IF Lachlan Murdoch is indeed the heir to his father's empire, the concentration on newspaper training might seem a curious one. The inheritance is, after all, mainly electronic. But an affection for newspapers seems to run in the family. Echoing his father again, Lachlan insists: "The foundation of the business is in newspapers and it will continue to be in newspapers for a long time to come ... I think there are a lot of people who wish they were reading newspapers but don't have time for it. Newspapers have to address that problem."

So can anything stand in his way? One possibility is his sister, Elisabeth, who owns with her husband two Californian stations affiliated to Rupert Murdoch's American television network, Fox. She is bright and ambitious. (Their brother, James, still at Harvard, is apparently not so keen on moving into the business.)

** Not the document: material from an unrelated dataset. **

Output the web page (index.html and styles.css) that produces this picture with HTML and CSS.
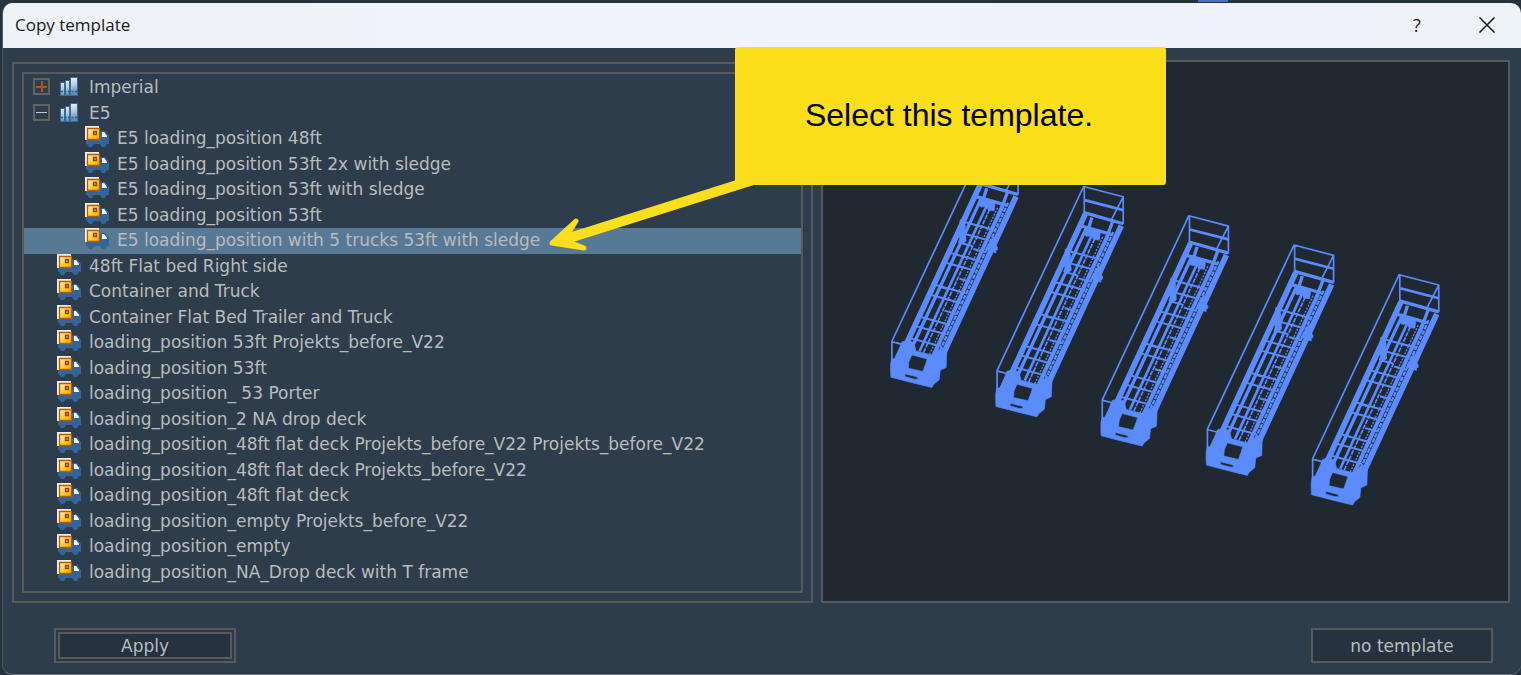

There is another, more fundamental obstacle. Can Murdoch's forever expanding empire, the creation of one man, survive under anyone else? The Murdoch family's interest in News Corporation has slipped to 31 per cent in recent years; Murdoch does not want it to fall further. Peter Cox, a Sydney media analyst, points out that, because Rupert Murdoch has so boldly used borrowing to expand, News Corporation remains heavily dependent on bankers' confidence. He doubts that investors would allow the succession to pass automatically to someone so young. "Rupert has to hang on for another 15 years and hope to God that his son works out." Otherwise, shareholders would want someone else to step in, probably an American. "There is still," adds Cox, "only one Rupert Murdoch in the world."